What are the main applications of your research? Could you give us an example?

The main applications are in scalable quantum computing hardware, especially semiconductor spin-qubit chips where you need both high-fidelity control and a way to connect qubits over distances on the same device. My research helps design control and transport protocols that keep quantum information intact despite realistic electrical noise, which is essential for building larger processors.

A concrete example: imagine two qubits stored in different sites of a chip, rather than wiring a separate control line for each interaction, you can move one qubit along a chain of quantum dots and perform a gate when it reaches the other qubit, then move it back, all while maintaining high fidelity. This kind of reliable quantum transport + gate toolbox directly supports architectures with more qubits, fewer bottlenecks, and better error rates.

What are the lessons you had learnt here? Which one do you value the most?

I learned how to turn a complex physical problem into a clear, testable model, and then iterate between theory, numerics, and practical constraints until the result is useful for real devices. I also learned the value of communicating results, writing, presenting, and aligning with collaborators so that the work is understandable and actionable beyond my own desk. Another key lesson was staying rigorous under uncertainty: debugging assumptions, validating approximations, and being honest about limitations.

How do you think this experience will contribute to your training and to your future?

This PhD trained me to take a problem from first principles to practical protocols: build a solid model, derive effective descriptions, validate them numerically, and translate the outcome into clear predictions and design guidelines. That workflow is exactly what I will keep using in my postdoc, where I plan to extend the ideas from my thesis to more complex architectures and new regimes of operation. It also strengthened my ability to work at the interface between theory and experiment, identifying what is measurable, what is tunable, and what matters most for device performance.

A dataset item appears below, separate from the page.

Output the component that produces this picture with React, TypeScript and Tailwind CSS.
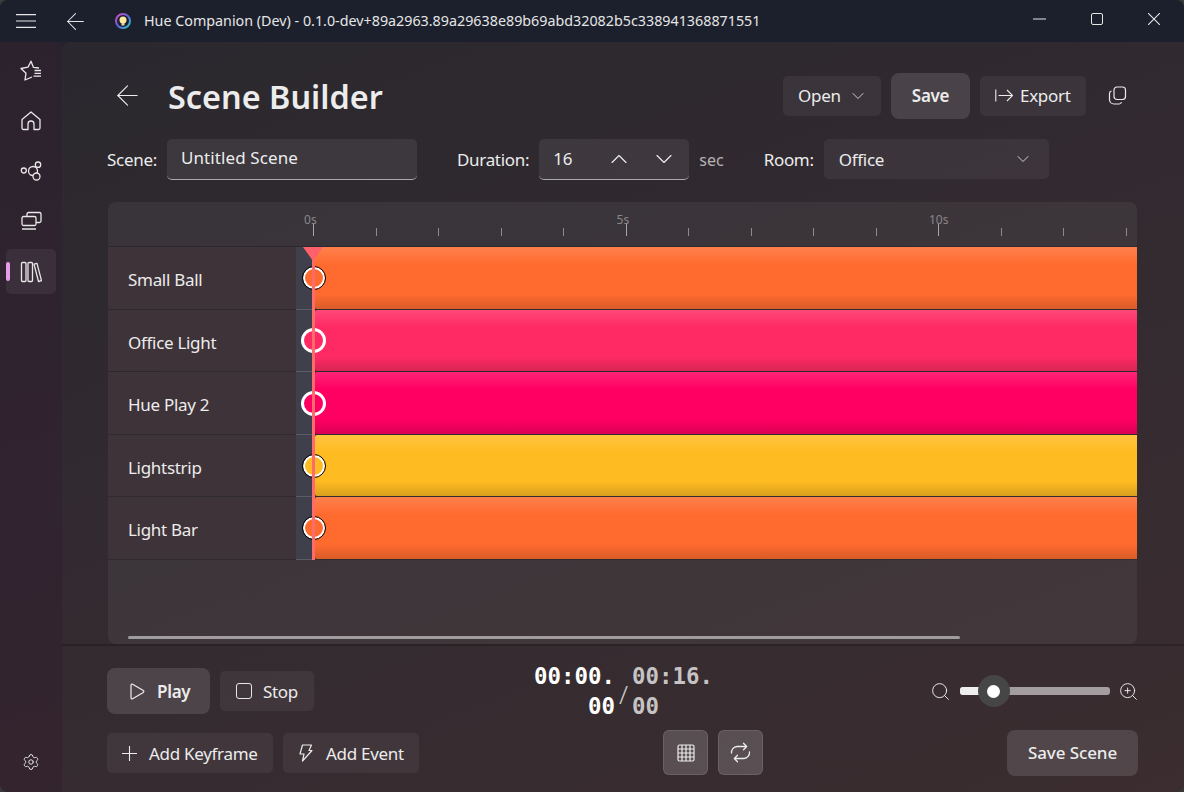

In the future, this experience will help me lead independent projects: choosing impactful questions, developing robust control/transport strategies, and communicating results in a way that accelerates collaboration and real-world implementation.

What are your plans once you finish your PhD?

After finishing my PhD, I will start a postdoctoral position where I will extend the ideas developed in my thesis to more advanced and scalable quantum-dot architectures. My goal is to push the theoretical work closer to experimentally relevant conditions, improving robust control, transport, and gate protocols in realistic devices. In parallel, I want to keep building a strong publication record and broaden my collaborations, especially at the interface between theory and experiment.

Why did you become a scientist? Who have been your role models?

I became a scientist because I’ve always been drawn to questions where the rules aren’t obvious at first, where you have to build understanding step by step and then test it against reality. What really hooked me was realizing that abstract ideas in quantum physics can be turned into concrete predictions and even into technologies, like qubits on a chip. I also enjoy the mix of creativity and discipline: you need imagination to propose a model, but rigor to prove it’s right. My main role model is Francis Villatoro, a Spanish mathematician and science communicator known for his deep, wide-ranging understanding and his ability to explain complex concepts with exceptional clarity. I admire how he can discuss almost any topic with remarkable depth, connect ideas across fields, and still make difficult material accessible in a structured way. That precision and communication is the standard I try to aim for in my own work.